Trading can be fast-paced. The astute trader knows how to make quick, intuitive decisions. Seasoned traders have learned to trust their hunches. They have extensive experience with the markets, and as seasoned professionals, they can interpret a wide array of information quickly and efficiently. But it isn’t always a good idea to trust your intuition. If you’re a novice trader, it may be useful to stay closer to the facts. Since novice traders have not yet accumulated a vast repository of experience, it is better to stay fact-oriented and concrete.
Dr. Tom Gilovich, a psychology professor at Cornell University, argues that intuition helps us understand the world most of the time, but it can be wrong. Humans are eager to find patterns and connections. Our desire to find these connections is so strong that we may see them when they aren’t there. Dr. Gilovich suggests that people have “two minds,” which he calls System 1 and System 2. System 1 is intuitive and rooted in personal experience. It is emotion-driven and helps humans cope with environmental demands. For example, while walking in a dangerous neighborhood, it’s useful to identify a potential attacker and take precautions. System 2, in contrast, is logical and deductive. It works slowly, churning through each option until the most logical one is selected.
System 1, the intuitive mind, is easily misled. Dramatic information can grab one’s attention and throw off decisions. For example, when you suddenly and unexpectedly see a sell-off, you might panic and start to sell. There are times when reacting out of fear is to your advantage, but at other times, it is to your disadvantage when you act impulsively and your trading plan, which suggests that you wait for a larger move to happen, is actually right. The intuitive mind can also see connections that aren’t there. Studies show that people try to find information to support a correlation between two events, even when there is strong evidence that negates the association. Quick, intuitive decisions are efficient when the signals on which they are based are consistent with conventional wisdom. But when the situation is an anomaly, the decisions are often biased.
Your mood may also bias your intuition. Dr. Nalini Ambady, a psychology professor at Tufts University, conducted a study showing that people make more accurate intuitive decisions when in a pleasant mood than when feeling discouraged. When we’re feeling down, we may not have confidence in our intuitions and hunches and may use this information improperly.
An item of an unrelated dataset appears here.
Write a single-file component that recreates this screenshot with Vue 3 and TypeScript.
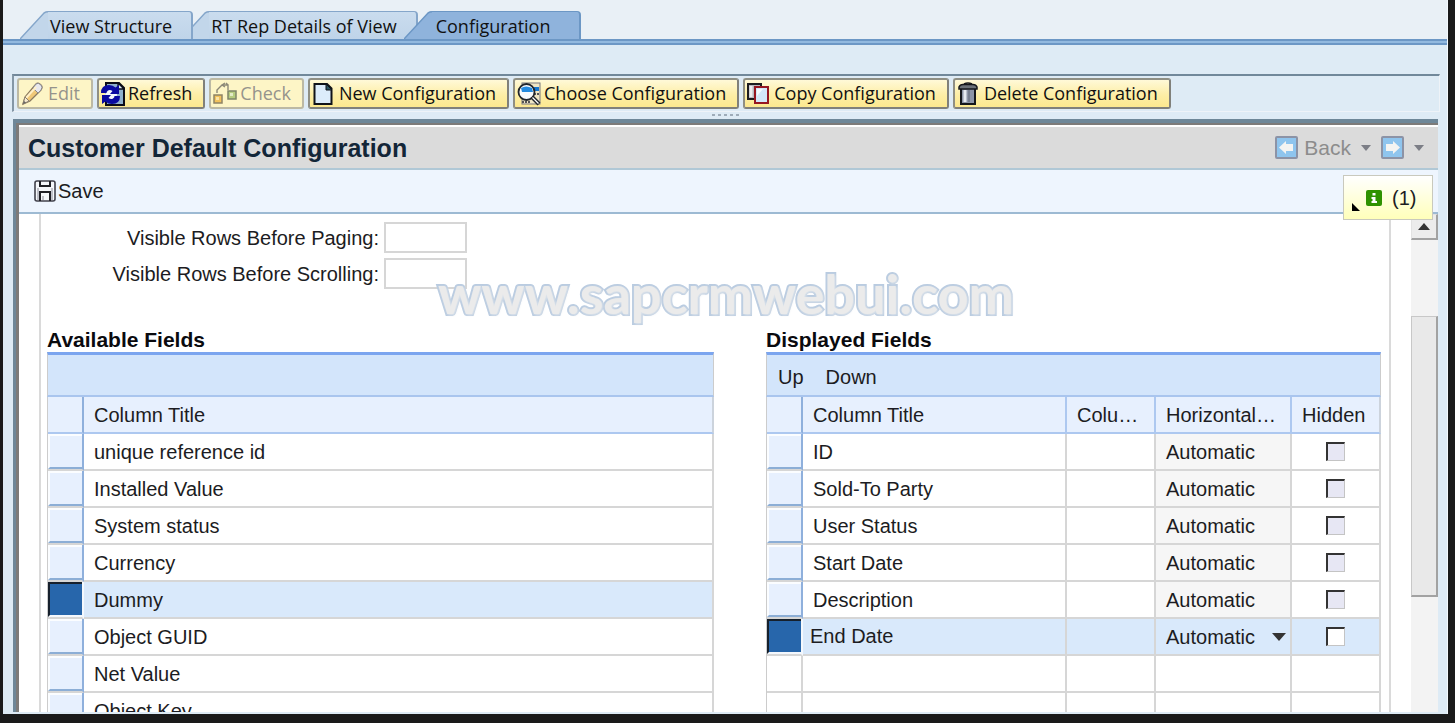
<script setup lang="ts">
import { ref } from 'vue'

interface Tool {
  id: string
  label: string
  disabled?: boolean
}

interface DisplayedField {
  title: string
  mode: string
  hidden: boolean
}

const tabs: string[] = ['View Structure', 'RT Rep Details of View', 'Configuration']
const activeTab = ref(2)

const tools: Tool[] = [
  { id: 'edit', label: 'Edit', disabled: true },
  { id: 'refresh', label: 'Refresh' },
  { id: 'check', label: 'Check', disabled: true },
  { id: 'new', label: 'New Configuration' },
  { id: 'choose', label: 'Choose Configuration' },
  { id: 'copy', label: 'Copy Configuration' },
  { id: 'delete', label: 'Delete Configuration' },
]

const available: string[] = [
  'unique reference id',
  'Installed Value',
  'System status',
  'Currency',
  'Dummy',
  'Object GUID',
  'Net Value',
  'Object Key',
]
const selectedAvailable = ref(4)

const displayed = ref<DisplayedField[]>([
  { title: 'ID', mode: 'Automatic', hidden: false },
  { title: 'Sold-To Party', mode: 'Automatic', hidden: false },
  { title: 'User Status', mode: 'Automatic', hidden: false },
  { title: 'Start Date', mode: 'Automatic', hidden: false },
  { title: 'Description', mode: 'Automatic', hidden: false },
  { title: 'End Date', mode: 'Automatic', hidden: false },
])
const selectedDisplayed = ref(5)

const rowsPaging = ref('')
const rowsScrolling = ref('')
</script>

<template>
  <div class="desktop">
    <main class="window">
      <nav class="tabs" role="tablist">
        <button
          v-for="(tab, i) in tabs"
          :key="tab"
          type="button"
          role="tab"
          class="tab"
          :class="{ active: i === activeTab }"
          :aria-selected="i === activeTab"
          @click="activeTab = i"
        >
          <svg class="slant" width="28" height="28" viewBox="0 0 28 28" aria-hidden="true">
            <path class="slant-fill" d="M0 28 L24 2 Q26 0 28 0 V28 Z" />
            <path class="slant-line" d="M0 28 L24 2 Q26 .8 28 .8" fill="none" />
          </svg>
          <span class="tab-label">{{ tab }}</span>
        </button>
      </nav>

      <div class="toolbar" role="toolbar">
        <button v-for="t in tools" :key="t.id" type="button" class="tool" :disabled="t.disabled">
          <svg v-if="t.id === 'edit'" width="24" height="24" viewBox="0 0 24 24">
            <path d="M2 22 L4 15 L15 2 Q17 0 20 3 Q22 5 20 8 L9 19 Z" fill="#f0c878" stroke="#8a7a60" stroke-width="1.3" />
            <path d="M15 2 Q17 0 20 3 Q22 5 20 8 L17 11 L12 6 Z" fill="#e8e8ee" stroke="#8a8a90" />
            <path d="M5 16 L15 5" stroke="#fff0c8" stroke-width="2" />
            <path d="M2 22 L4 15 L8 19 Z" fill="#f8ecd0" stroke="#8a8070" />
            <path d="M2 22 L3 19 L5 20.500 Z" fill="#666" />
          </svg>
          <svg v-else-if="t.id === 'refresh'" width="24" height="24" viewBox="0 0 24 24">
            <path d="M5 1 H18 L23 6 V23 H5 Z" fill="#8fb0cc" stroke="#0c0c18" stroke-width="2" />
            <path d="M17 1 V7 H23 Z" fill="#dfeefa" stroke="#0c0c18" stroke-width="1.3" />
            <ellipse cx="10" cy="12.500" rx="6" ry="6" fill="#f4f8fc" />
            <path d="M0 11 Q0 3 8 3 Q12 3 14.500 5.500 L18 3 V12 H9 L11.500 9 Q9 7.500 7 8.500 Q5.500 9.500 5.500 11 Z" fill="#0a0aa0" />
            <path d="M19 14 Q19 22 11 22 Q7 22 4.500 19.500 L1 22 V13 H10 L7.500 16 Q10 17.800 12 16.500 Q13.500 15.500 13.500 14 Z" fill="#0a0aa0" />
          </svg>
          <svg v-else-if="t.id === 'check'" width="24" height="24" viewBox="0 0 24 24">
            <path d="M4 11 V8 L9 3 H15 V8 M12 1 L9 3 L12 5 M13 1 L15 3" fill="none" stroke="#8c8878" stroke-width="1.4" />
            <rect x="1" y="13" width="8" height="8" fill="#f2c25c" stroke="#8f8466" stroke-width="1.5" />
            <rect x="3" y="15" width="3" height="3" fill="#fbe3a6" />
            <rect x="15" y="9" width="8" height="8" fill="#b6cc80" stroke="#7d8468" stroke-width="1.500" />
            <rect x="17" y="11" width="3" height="3" fill="#e2ecc6" />
          </svg>
          <svg v-else-if="t.id === 'new'" width="24" height="24" viewBox="0 0 24 24">
            <path d="M2.500 2 H15 L19.500 6.500 V22 H2.500 Z" fill="#dcecfb" stroke="#10131a" stroke-width="2" />
            <path d="M14 2 V8 H20 Z" fill="#2b5563" stroke="#10131a" />
          </svg>
          <svg v-else-if="t.id === 'choose'" width="24" height="24" viewBox="0 0 24 24">
            <rect x="5" y="1" width="18" height="21" fill="#efe6c4" stroke="#77777c" />
            <path d="M15 5 H22 V9 H15 Z" fill="#1477cf" />
            <path d="M17 12 H22 M5 20 H14" stroke="#555" stroke-width="2" stroke-dasharray="2 1" />
            <circle cx="9.500" cy="10" r="8" fill="#f8fbfd" stroke="#20252a" stroke-width="1.800" />
            <path d="M4 6 Q9 3 15 6 L16 10 H5 Z" fill="#258bdf" />
            <path d="M15 15 L22 22" stroke="#20252a" stroke-width="4" />
            <path d="M15.500 15.500 L21.500 21.500" stroke="#fff" stroke-width="1.3" />
          </svg>
          <svg v-else-if="t.id === 'copy'" width="24" height="24" viewBox="0 0 24 24">
            <rect x="1" y="2" width="13" height="15" fill="#b8b8c0" stroke="#1c1c20" stroke-width="2" />
            <path d="M4 4 V15" stroke="#ececf0" stroke-width="3" />
            <rect x="8" y="5" width="13" height="16" fill="#d3e7fa" stroke="#961622" stroke-width="2" />
            <path d="M10 7 H16 L10 14 Z" fill="#f4faff" />
          </svg>
          <svg v-else width="24" height="24" viewBox="0 0 24 24">
            <path d="M4 6 H18 V22 H4 Z" fill="#8d95a8" stroke="#15171c" stroke-width="2" />
            <path d="M8 8 V20" stroke="#e6eaf2" stroke-width="3" />
            <path d="M12 8 V20" stroke="#5e6678" stroke-width="1" />
            <path d="M2 5 Q3 2.500 6 2.500 H16 Q19 2.500 20 5 V7 H2 Z" fill="#6b7178" stroke="#15171c" stroke-width="1.500" />
            <path d="M7 2 Q11 0 15 2" fill="none" stroke="#15171c" stroke-width="1.500" />
          </svg>
          <span>{{ t.label }}</span>
        </button>
      </div>

      <div class="splitter" aria-hidden="true"><i v-for="n in 5" :key="n"></i></div>

      <section class="panel">
        <header class="panel-title">
          <h1>Customer Default Configuration</h1>
          <div class="history">
            <button type="button" class="nav-btn">
              <svg width="23" height="23" viewBox="0 0 23 23" aria-hidden="true">
                <rect x="1" y="1" width="21" height="21" rx="1" fill="#8fc5ee" stroke="#8c93a6" stroke-width="2" />
                <path d="M4 11.500 L11 5 V8 H18 V15 H11 V18 Z" fill="#f4f4f2" />
              </svg>
              <span>Back</span>
            </button>
            <button type="button" class="nav-btn" aria-label="Back history">
              <svg width="10" height="6" viewBox="0 0 10 6"><path d="M0 0 H10 L5 6 Z" fill="#7c7e86" /></svg>
            </button>
            <button type="button" class="nav-btn" aria-label="Forward">
              <svg width="23" height="23" viewBox="0 0 23 23">
                <rect x="1" y="1" width="21" height="21" rx="1" fill="#8fc5ee" stroke="#8c93a6" stroke-width="2" />
                <path d="M19 11.500 L12 5 V8 H5 V15 H12 V18 Z" fill="#f4f4f2" />
              </svg>
            </button>
            <button type="button" class="nav-btn" aria-label="Forward history">
              <svg width="10" height="6" viewBox="0 0 10 6"><path d="M0 0 H10 L5 6 Z" fill="#7c7e86" /></svg>
            </button>
          </div>
        </header>

        <div class="actions">
          <button type="button" class="save">
            <svg width="22" height="22" viewBox="0 0 22 22" aria-hidden="true">
              <path d="M3 1 H19 Q21 1 21 3 V19 Q21 21 19 21 H3 Q1 21 1 19 V3 Q1 1 3 1 Z" fill="#f5f7fb" stroke="#41414c" stroke-width="1.600" />
              <path d="M6 1 V6 H16 V1 M6 21 V12 H16 V21" fill="none" stroke="#202026" stroke-width="2" />
              <path d="M9 20 V16 M4 8 V20 M18 8 V20" stroke="#8a8a96" stroke-width="1" />
            </svg>
            <span>Save</span>
          </button>
          <button type="button" class="messages">
            <svg width="8" height="8" viewBox="0 0 8 8" class="corner" aria-hidden="true"><path d="M0 0 L8 8 H0 Z" fill="#000" /></svg>
            <svg width="16" height="16" viewBox="0 0 16 16" aria-hidden="true">
              <rect width="16" height="16" rx="2" fill="#2f9200" />
              <path d="M6.500 3 H9.500 V5.500 H6.500 Z M5.500 7 H9.500 V11 H11 V13 H5.500 V11 H6.500 V9 H5.500 Z" fill="#fff" />
            </svg>
            <span>(1)</span>
          </button>
        </div>

        <div class="scroll-area">
          <div class="sheet">
            <div class="form">
              <label for="rows-paging">Visible Rows Before Paging:</label>
              <input id="rows-paging" v-model="rowsPaging" type="text" />
              <label for="rows-scrolling">Visible Rows Before Scrolling:</label>
              <input id="rows-scrolling" v-model="rowsScrolling" type="text" />
            </div>

            <div class="lists">
              <section>
                <h2>Available Fields</h2>
                <div class="grid-bar"></div>
                <table>
                  <colgroup><col class="c-mark" /><col /></colgroup>
                  <thead>
                    <tr><th class="mark"></th><th>Column Title</th></tr>
                  </thead>
                  <tbody>
                    <tr v-for="(f, i) in available" :key="f" :class="{ selected: i === selectedAvailable }">
                      <td class="mark"><button type="button" :aria-label="f" @click="selectedAvailable = i"></button></td>
                      <td>{{ f }}</td>
                    </tr>
                  </tbody>
                </table>
              </section>

              <section>
                <h2>Displayed Fields</h2>
                <div class="grid-bar">
                  <button type="button">Up</button>
                  <button type="button">Down</button>
                </div>
                <table>
                  <colgroup>
                    <col class="c-mark" /><col /><col class="c-small" /><col class="c-mode" /><col class="c-small" />
                  </colgroup>
                  <thead>
                    <tr>
                      <th class="mark"></th>
                      <th>Column Title</th>
                      <th>Colu…</th>
                      <th>Horizontal…</th>
                      <th>Hidden</th>
                    </tr>
                  </thead>
                  <tbody>
                    <tr v-for="(f, i) in displayed" :key="i" :class="{ selected: i === selectedDisplayed }">
                      <td class="mark"><button type="button" :aria-label="f.title" @click="selectedDisplayed = i"></button></td>
                      <td v-if="i === selectedDisplayed" class="edit">
                        <input v-model="f.title" type="text" aria-label="Column Title" />
                      </td>
                      <td v-else>{{ f.title }}</td>
                      <td></td>
                      <td v-if="i === selectedDisplayed" class="mode pick">
                        <select v-model="f.mode" aria-label="Horizontal Alignment">
                          <option>Automatic</option>
                        </select>
                        <svg width="14" height="8" viewBox="0 0 14 8" aria-hidden="true"><path d="M0 0 H14 L7 8 Z" fill="#333" /></svg>
                      </td>
                      <td v-else class="mode">{{ f.mode }}</td>
                      <td class="tick">
                        <input v-model="f.hidden" type="checkbox" aria-label="Hidden" :disabled="i !== selectedDisplayed" />
                      </td>
                    </tr>
                    <tr v-for="n in 2" :key="'blank' + n">
                      <td></td><td></td><td></td><td></td><td></td>
                    </tr>
                  </tbody>
                </table>
              </section>
            </div>
            <div class="watermark">www.sapcrmwebui.com</div>
          </div>

          <div class="scrollbar">
            <button type="button" class="scroll-up" aria-label="Scroll up">
              <svg width="12" height="7" viewBox="0 0 12 7"><path d="M0 7 L6 0 L12 7 Z" fill="#333" /></svg>
            </button>
            <div class="track"><div class="thumb"></div></div>
          </div>
        </div>
      </section>
    </main>
  </div>
</template>

<style>
body {
  margin: 0;
  background: #1a1a1a;
}
</style>

<style scoped>
* {
  box-sizing: border-box;
}

button,
input,
select {
  font: inherit;
  color: inherit;
  margin: 0;
}

button {
  padding: 0;
  border: 0;
  background: none;
}

svg {
  display: block;
  flex: none;
}

.desktop {
  height: 100vh;
  padding: 0 7px 9px 3px;
  overflow: hidden;
  background: #1a1a1a;
  font: 20px/24px "Liberation Sans", Arial, sans-serif;
  color: #1c1c22;
}

.window {
  display: flex;
  flex-direction: column;
  height: 100%;
  overflow: hidden;
  background: #deebf5;
  border-right: 1px solid #f4f9fd;
}

.tabs {
  display: flex;
  flex: none;
  height: 45px;
  padding: 11px 0 0 17px;
  background: linear-gradient(#6c97c5 0 2px, #92b9df 2px 4px, #6c97c5 4px 6px) bottom / 100% 6px no-repeat, #e9f0f6;
  font: 18px/28px "Open Sans", "Noto Sans", sans-serif;
}

.tab {
  display: flex;
  position: relative;
  height: 28px;
  color: #111;
}

.tab:nth-child(1) {
  z-index: 2;
}

.tab:nth-child(2) {
  margin-left: -12px;
}

.tab:nth-child(3) {
  margin-left: -14px;
  z-index: 3;
}

.slant-fill {
  fill: #c2d6ea;
}

.slant-line {
  stroke: #85a6ca;
  stroke-width: 1.5;
}

.tab-label {
  height: 28px;
  padding: 0 19px 0 2px;
  border: solid #85a6ca;
  border-width: 1px 2px 0 0;
  border-radius: 0 4px 0 0;
  background: linear-gradient(#cadcee, #bfd4e9);
}

.active .tab-label {
  padding: 0 29px 0 4px;
  border-color: #6c97c5;
  background: #8fb3dc;
}

.active .slant-fill {
  fill: #8fb3dc;
}

.active .slant-line {
  stroke: #6c97c5;
}

.toolbar {
  display: flex;
  flex: none;
  gap: 4px;
  height: 38px;
  margin: 29px 7px 0 9px;
  padding: 2px 3px;
  border: solid;
  border-width: 2px 1px 1px 2px;
  border-color: #71889a #eef3f8 #eef3f8 #8497a6;
  font: 18px/27px "Open Sans", "Noto Sans", sans-serif;
  color: #111;
}

.tool {
  display: flex;
  align-items: center;
  gap: 3px;
  height: 31px;
  padding: 0 11px 0 2px;
  border: 2px solid;
  border-color: #8f8f84 #80807a #80807a #8f8f84;
  border-radius: 3px;
  background: linear-gradient(#fff9d8, #fdeea6 55%, #fce88f);
  white-space: nowrap;
}

.tool:disabled {
  border-color: #bcb9a4;
  background: #fdf5c6;
  color: #95938c;
}

.splitter {
  display: flex;
  flex: none;
  justify-content: center;
  gap: 3px;
  height: 7px;
  padding-top: 2px;
}

.splitter i {
  width: 3px;
  height: 2px;
  background: #9eacb9;
}

.panel {
  display: flex;
  flex: 1;
  flex-direction: column;
  min-height: 0;
  margin: 0 9px 2px 10px;
  border: solid;
  border-width: 4px 0 0 3px;
  border-color: #6e8798;
  box-shadow: inset 3px 2px #7d7b79;
  padding: 2px 0 0 3px;
  background: #fff;
}

.panel-title {
  display: flex;
  flex: none;
  align-items: center;
  justify-content: space-between;
  height: 45px;
  padding: 0 14px 0 9px;
  border-top: 2px solid #fff;
  border-bottom: 2px solid #b0c8d6;
  background: #dbdbdb;
}

h1 {
  margin: 0;
  font: bold 25px/32px "Liberation Sans", Arial, sans-serif;
  color: #132638;
}

.history {
  display: flex;
  align-items: center;
  gap: 10px;
  font-size: 21px;
  color: #8c8c8c;
}

.nav-btn {
  display: flex;
  align-items: center;
  gap: 6px;
}

.actions {
  display: flex;
  flex: none;
  align-items: center;
  position: relative;
  height: 44px;
  padding-left: 15px;
  border-bottom: 2px solid #9dbad3;
  background: #eef5fe;
}

.save {
  display: flex;
  align-items: center;
  gap: 2px;
}

.messages {
  display: flex;
  align-items: center;
  position: absolute;
  z-index: 5;
  top: 5px;
  right: 5px;
  width: 90px;
  height: 45px;
  padding-left: 8px;
  border: 1px solid #c9c9bd;
  background: linear-gradient(#fff, #ffffe4 40%, #ffffba);
}

.corner {
  align-self: flex-end;
  margin-bottom: 8px;
  margin-right: 6px;
}

.messages span {
  margin-left: 10px;
}

.scroll-area {
  display: flex;
  flex: 1;
  min-height: 0;
}

.sheet {
  flex: 1;
  position: relative;
  min-width: 0;
  margin: 0 20px 0 20px;
  padding: 8px 8px 0 6px;
  border: solid #dadada;
  border-width: 0 2px;
  overflow: hidden;
}

.form {
  display: grid;
  grid-template-columns: 332px 83px;
  grid-auto-rows: 31px;
  gap: 5px;
  align-items: center;
  text-align: right;
}

.form input {
  width: 83px;
  height: 31px;
  border: 2px solid #d6d6d6;
  background: #fff;
}

.lists {
  display: grid;
  grid-template-columns: 667fr 615fr;
  gap: 52px;
  margin-top: 39px;
}

h2 {
  margin: 0;
  font: bold 21px/24px "Liberation Sans", Arial, sans-serif;
  color: #0a0a0e;
}

.grid-bar {
  display: flex;
  align-items: center;
  gap: 22px;
  height: 45px;
  padding: 4px 0 0 11px;
  border: solid #cccccc;
  border-width: 3px 1px 2px;
  border-top-color: #7ba5ef;
  border-bottom-color: #a9c5ee;
  background: #d3e5fb;
}

table {
  width: 100%;
  table-layout: fixed;
  border-collapse: separate;
  border-spacing: 0;
  border-left: 1px solid #ccc;
}

.c-mark {
  width: 36px;
}

.c-small {
  width: 89px;
}

.c-mode {
  width: 136px;
}

th,
td {
  height: 37px;
  padding: 0 0 0 10px;
  border-right: 2px solid #d6d6d6;
  border-bottom: 2px solid #d6d6d6;
  text-align: left;
  font-weight: normal;
  white-space: nowrap;
}

th {
  border-right-color: #adc8f0;
  border-bottom-color: #adc8f0;
  background: #e7f0fe;
}

th:last-child {
  border-right-color: #ccd3dc;
}

.mark {
  padding: 0;
  border-right-color: #8fb0dc;
}

.mark button {
  display: block;
  width: 100%;
  height: 35px;
  border: solid;
  border-width: 2px 0 2px 2px;
  border-color: #fbfdff #fbfdff #8caed6 #fbfdff;
  background: #e7f0fe;
}

.selected td {
  background: #d9e9fb;
}

.selected .mark {
  border-right-color: #f4f8fd;
}

.selected .mark button {
  border-color: #16202c #16202c #f4f8fd #16202c;
  background: #2766ab;
}

.mode {
  background: #f6f6f6;
}

.edit {
  padding-left: 7px;
}

.edit input {
  display: block;
  width: 100%;
  height: 35px;
  padding: 0;
  border: 0;
  background: none;
}

.pick > * {
  display: inline-block;
  vertical-align: middle;
}

.pick select {
  width: 106px;
  height: 33px;
  padding: 0;
  border: 0;
  appearance: none;
  background: none;
}

.tick {
  padding: 0;
  text-align: center;
}

.tick input {
  display: block;
  width: 19px;
  height: 19px;
  margin: 0 auto;
  border: solid;
  border-width: 2px 1px 1px 2px;
  border-color: #333 #c4c4c4 #c4c4c4 #333;
  appearance: none;
  background: #fff;
}

.tick input:disabled {
  background: #e7e7f4;
}

.watermark {
  position: absolute;
  top: 44px;
  left: 397px;
  font: bold 54px/72px Lato, "Open Sans", sans-serif;
  color: #ebebeb;
  paint-order: stroke fill;
  -webkit-text-stroke: 4px #b9cbe0;
  text-shadow: 1px 1px 3px #e4e8ec;
  pointer-events: none;
}

.scrollbar {
  display: flex;
  flex: none;
  flex-direction: column;
  width: 27px;
  background: #f3f3f3;
}

.scroll-up {
  display: flex;
  flex: none;
  align-items: center;
  justify-content: center;
  height: 26px;
  border: solid;
  border-width: 1px 2px 2px 1px;
  border-color: #e2e2e2 #a2a2a2 #a2a2a2 #e2e2e2;
  background: #ececec;
}

.track {
  flex: 1;
  padding-top: 76px;
}

.thumb {
  height: 281px;
  border: solid;
  border-width: 1px 2px 2px 1px;
  border-color: #c8c8c8 #a2a2a2 #a2a2a2 #c8c8c8;
  background: #e9e9e9;
}
</style>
Psychological studies suggest that there are times when our intuition fails us, but should we avoid using our intuition? Not necessarily. If you are a novice trader, you may want to be wary of your hunches. Novice traders may not have enough experience to trust their intuition. A seasoned trader, however, has a wealth of experience. Seasoned traders can scan many sources of information simultaneously and automatically. When people first learn to trade, they must deliberately look at information closely and carefully put it all together.
But over time, people develop an intuitive feel for putting signs and signals together to make fast, intuitive judgments. It’s much like driving a car. The student driver must carefully attend to various aspects of driving, but over the years, seasoned drivers can scan many inputs at once and make quick driving decisions. It’s the same with trading. By making as many trades as possible and in a variety of market conditions, you’ll collect a wealth of experience and hone your intuitive skills. Over time, you’ll be able to make quick, accurate assessments of the market and act decisively.
In the end, traders must use their intuition to understand the markets. But there’s a big difference between impulsively trusting unfounded hunches because you have not yet developed a feel for the markets, and having well-honed trading skills that allow you to process multiple inputs quickly and logically to arrive at a sound decision. Seasoned professionals are less prone to bias. Until you hone your skills, it’s useful to take the time to look at your trading options more carefully.